Adding PIN lock to your mobile handset may give you a sense of security; having your data encrypted may make you think that even if you lose your handset, your data would be safe. But in all, both of them may prove inadequate in the face of a ‘frost attack’ which literally uses cold temperatures to bypass these security measures.
The attack is known as the ‘cold boot attack‘ and it fundamentally rests on the principle that when a phone is cooled, the retention of its memory increases. This gives the prospective hacker sufficient time to read whatever the temporary memory holds before it is erased.
Researchers at Erlangen University in Germany have now demonstrated that such an attack can be used to easily bypass the PIN security. In fact, the attack may even be used to access the encryption key of the device and thus, read the encrypted data on an Android handset. They have aptly named their technique FROST, which stands for ‘Forensic Recovery of Scrambled Telephones.’
Tilo Mueller and Michael Spreitzenbarth demonstrated the attack by cooling down a Samsung Galaxy Nexus to five degrees Fahrenheit and then quickly rebooting it. The process allowed them to read emails, web browsing details, images as well as the encryption key in some cases.

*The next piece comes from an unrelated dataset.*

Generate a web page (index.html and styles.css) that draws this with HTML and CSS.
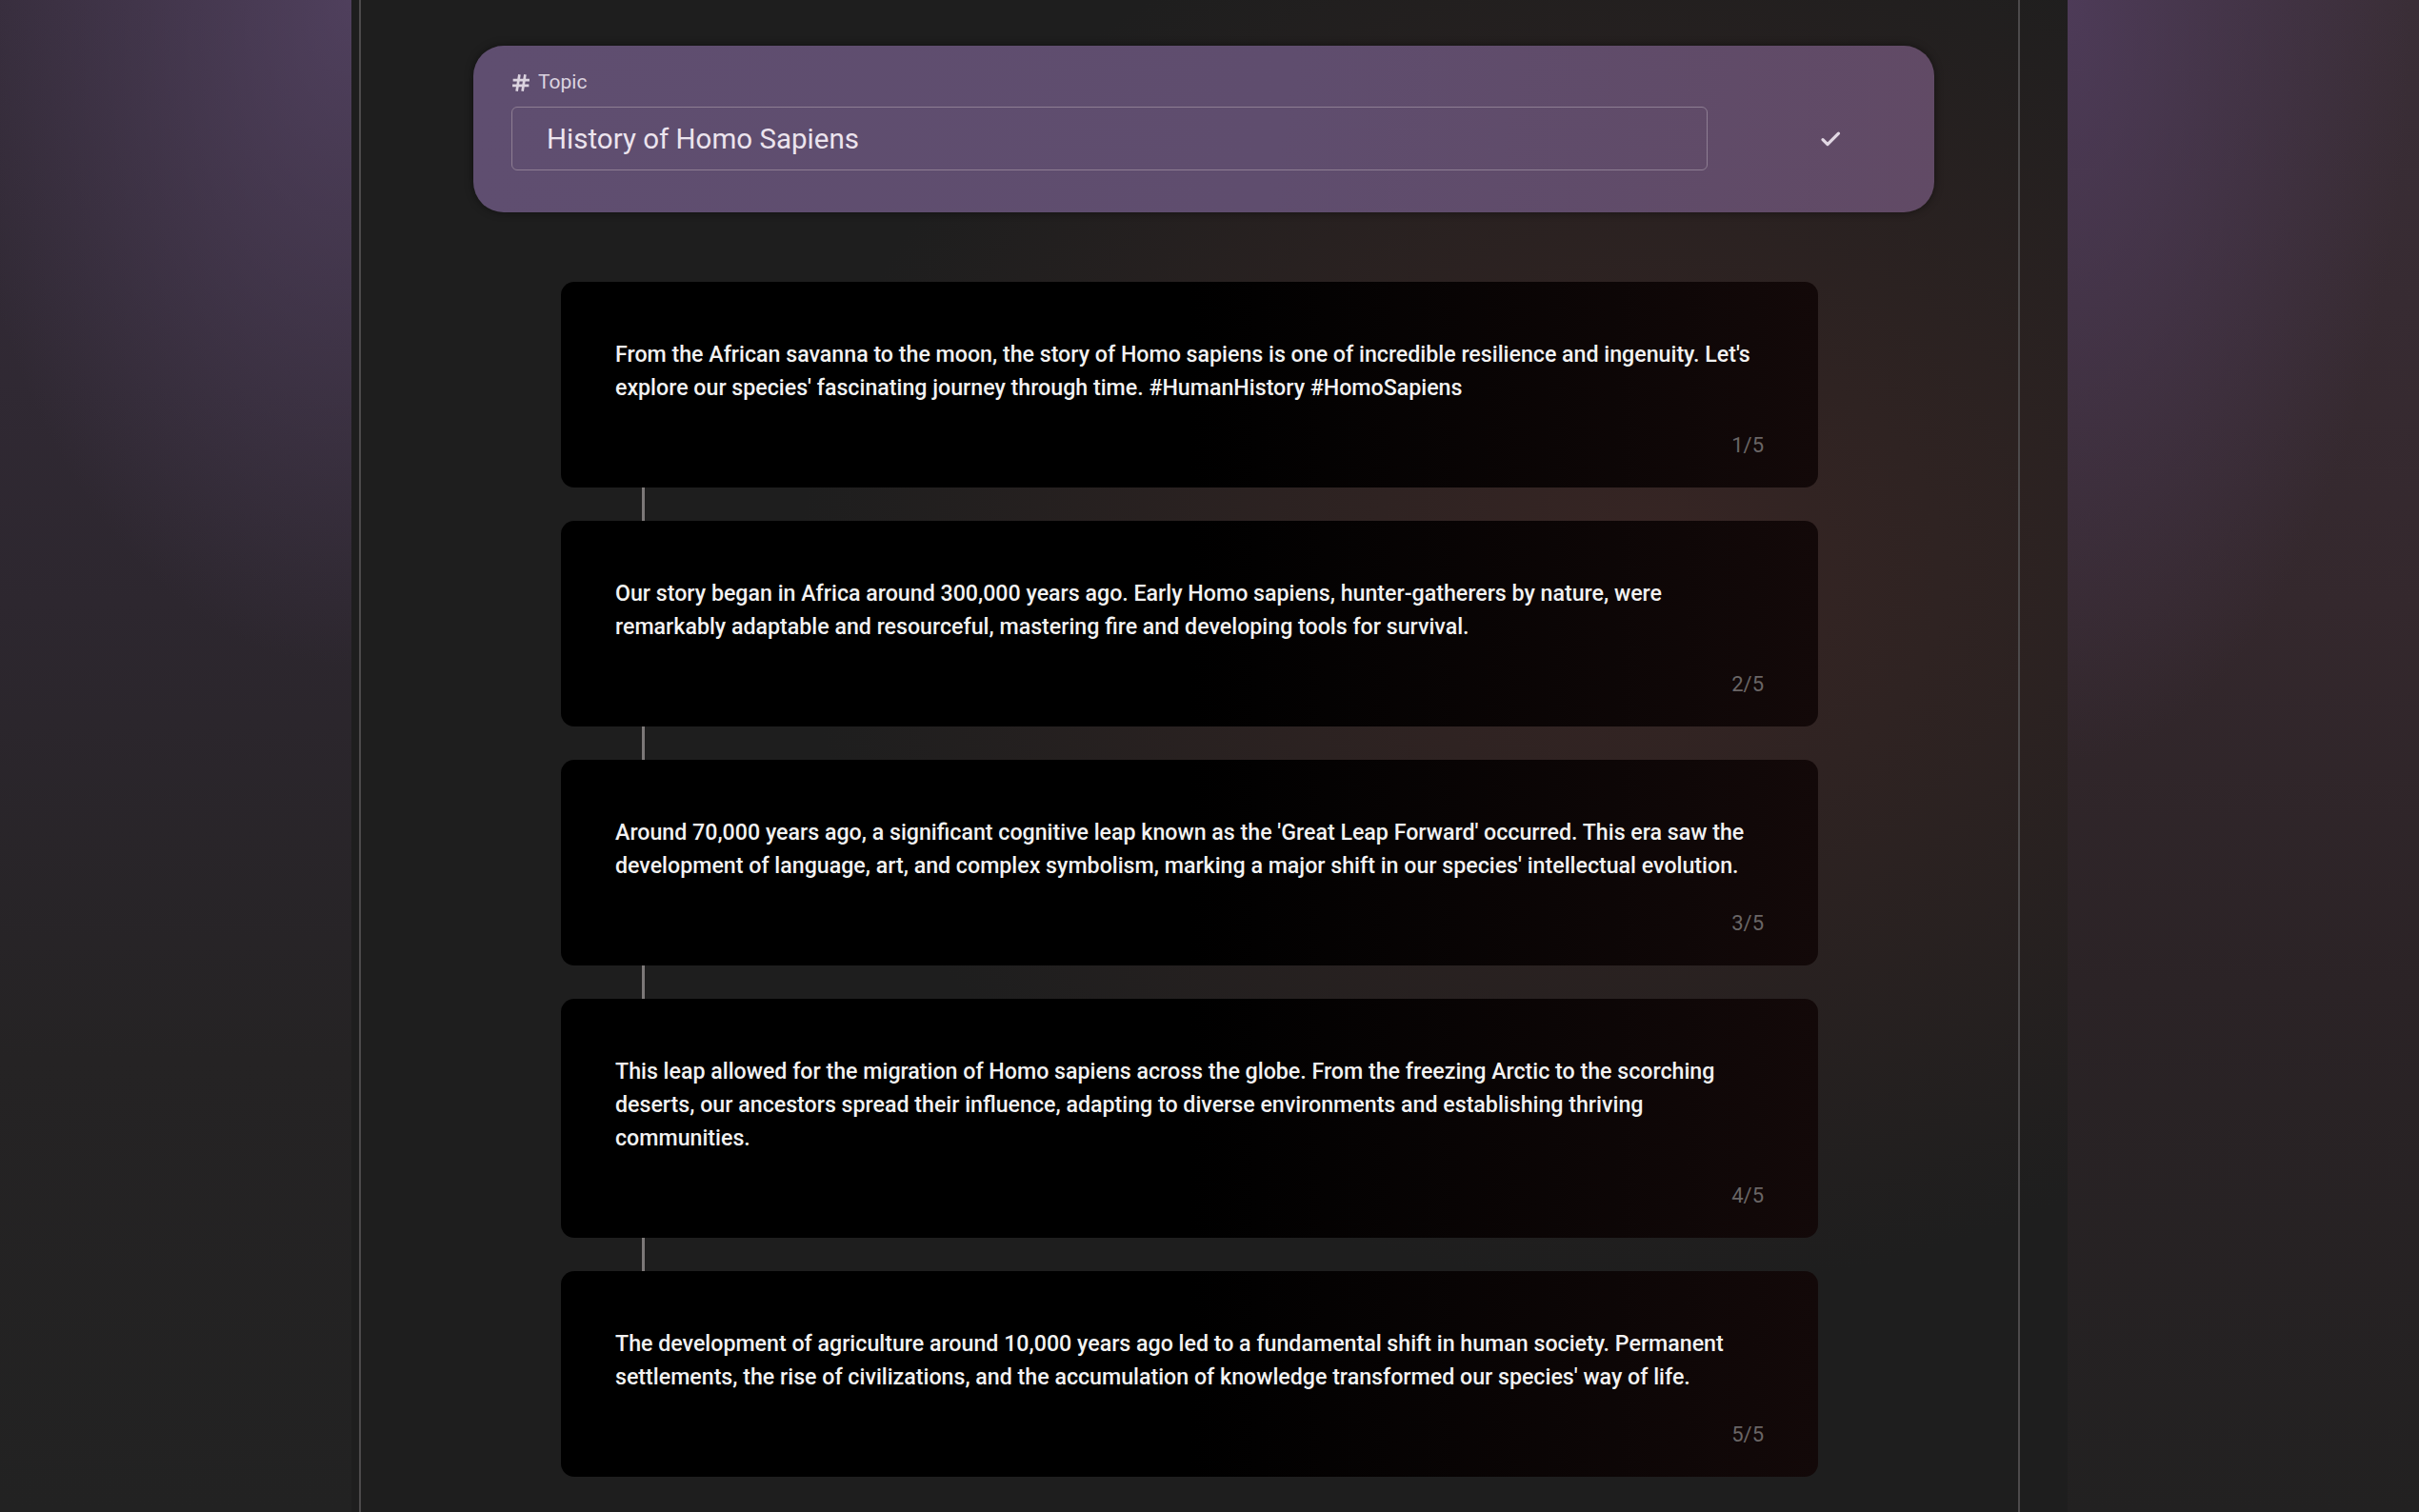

Explaining the concept behind this attack, Mueller explains, “RAM doesn’t lose its content immediately. If it’s 30 degrees Celsius it’s lost in one or two seconds. But if you cool the phone, the contents are lost in five or six seconds. That gives us enough time to reboot the phone and access the memory.”
In the quick reboot while the RAM retains information for a few seconds, you can plug in a USB and copy the data. While carrying out the attack on an Android handset was fairly easy, the researchers feel that pulling a similar trick on an iOS device may be harder.